In this answer we assume the discrete convolution is applied only on valid support (Matching MATLAB's valid parameter for the convolution).
Namely, given $ x \in \mathbb{R}^{m \times n} $ and $ h \in \mathbb{R}^{k \times l} $ then $ h \ast x \in \mathbb{R}^{ \left( m - k + 1 \right) \times \left( n - l + 1 \right) } $. Needless to say $ m \geq k $ and $ n \geq l $ as otherwise the operation isn't well defined.
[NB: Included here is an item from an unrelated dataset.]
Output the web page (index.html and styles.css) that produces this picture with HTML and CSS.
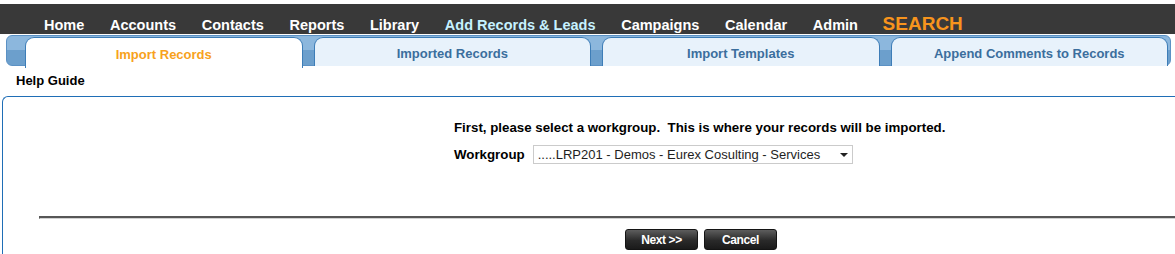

Pay attention that this form of convolution isn't commutative.

Remark
For full convolution the problem is easier as the operation is commutative hence no difference between the gradient with respect to $ h $ or $ x $ as one could switch them.

Gradient with Respect to Convolution Kernel $ h $

The matrix form is given by:

$$ f \left( h \right) = \frac{1}{2} {\left\| X h - y \right\|}_{2}^{2} $$

Where $ X $ is the 2D Convolution Matrix Form of the image. Then:

$$ \frac{\mathrm{d} f \left( h \right) }{\mathrm{d} h} = {X}^{T} \left( X h - y \right) $$

The $ {X}^{T} $ forms a correlation (Versus Convolution) with full support of the operation (Equivalent of the full convolution shape in MATLAB syntax).

Hence we have:

$$ \frac{\mathrm{d} \frac{1}{2} {\left\| h \ast x - y \right\|}_{2}^{2} }{\mathrm{d} h} = x \star \left( h \ast x - y \right) $$

In MATLAB Code:

conv2(mX(end:-1:1, end:-1:1), (conv2(mX, mH, CONVOLUTION_MODE_VALID) - mY), CONVOLUTION_MODE_VALID);

Gradient with Respect to Convolution Image $ x $

The matrix form is given by:

$$ f \left( x \right) = \frac{1}{2} {\left\| H x - y \right\|}_{2}^{2} $$

Where $ H $ is the 2D Convolution Matrix Form of the kernel. Then:

$$ \frac{\mathrm{d} f \left( x \right) }{\mathrm{d} x} = {H}^{T} \left( H x - y \right) $$

In MATLAB Code:

conv2((conv2(mX, mH, CONVOLUTION_MODE_VALID) - mY), mH(end:-1:1, end:-1:1), CONVOLUTION_MODE_FULL);

MATLAB Code

The full code is available on my StackExchange Signal Processing Q59089 GitHub Repository.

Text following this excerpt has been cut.